I know why I’m so tired. You probably think you do too, but if your opinion leads to the Turkey Day Bonanza happening tomorrow (holy shit, tomorrow?), you’re a bit off. Not completely, just a bit. Yes, I have a million and three things to do. But they’re things I like doing, so they don’t tire me out like say laundry or dishes or vacuuming might. Yeah, there is a considerable load of dish washing involved, but I have my trusty dishwasher with it’s super fast 30 minute cycle and that keeps me rolling right along.
No, what tires me out is the family. Especially the two masculine members of the family.

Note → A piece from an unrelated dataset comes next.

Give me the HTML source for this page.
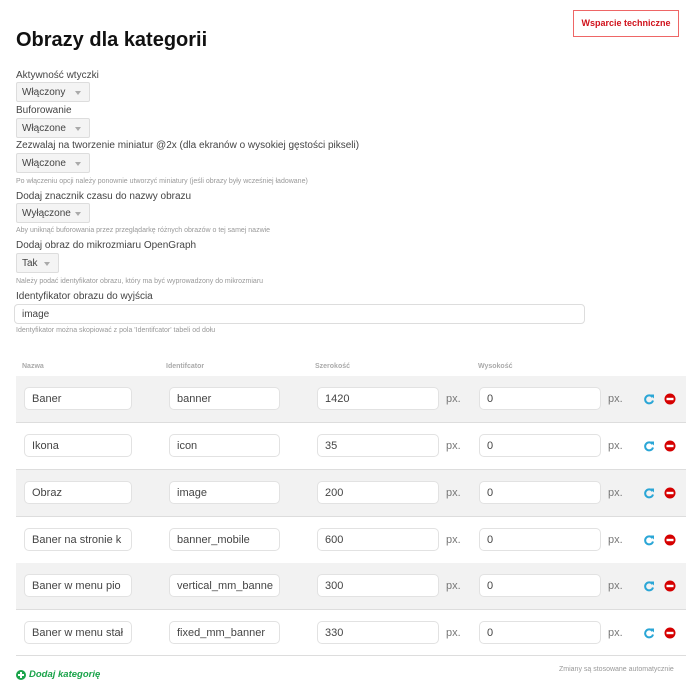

Man-thng wanted the kids to go to bed earlier than I was in the habit of doing. Tigger-ette would go down at 9, Muppet at 10. Mr. Man didn’t like this because at 10 he was exhausted and in dire need of sleep. So now we put the kids down earlier. Like half an hour to an hour earlier. Hell I’ve even been able to get them both down before 8.30 at times. I am a miracle worker—praise me. And the result of all this work is that Mr. I’m-so-tired stays up even later, watching TV while I lay restless on the couch (because it’s closer to the toilets) unable to sleep until he says, sympathetically, “I should probably let you sleep.” No, darling, you should definitely let me sleep, especially when I yawn so often and so deeply that the barometric pressure changes in the entire village.
The lack of sleep is a minor thing though when compared to the Biggest Problem In The House. That title belongs to the other half of the Testosterone Duo, the half whose cuteness saves his life more often than he’ll ever know. He’s only alive today because he’s too cute for words, God’s honest truth, because yesterday I was going to kill him.
Yesterday I was busy, busy in the way I’m only busy once a year, and always at Thanksgiving. Cooking for the masses is one of those things that takes rhythm—once I’m in the groove everything rolls smoothly. Knock me out of the groove and not only do I turn into Psycho-Bitch, but I have a very difficult time getting anything done. Yesterday Muppet’s entire reason for breathing was to keep me out of my groove. Not only did he empty every cabinet in the living room and spread their contents high and low, but he decided it was also the day to revert back to the Demon Un-Potty-Trained Non-Angel. He peed in his pants, all over the floor and on the couch. Thaaanks. And then, once I had that entire mess cleaned up, he pushed Tigger-ette’s playpen over to the couch, climbed up, stood up and peed directly into the pile of Mega Blocks she’d strewn everywhere. Like one of those stupid garden fountains. Lovely! Not only did I have another mess to clean up, but I no longer had a place to stash the Tigger-ette one who just wanted to jump, jump, jump all day long.
See, this is why I’m pooped. It’s not the cooking that’s killing me. It’s the rest of it.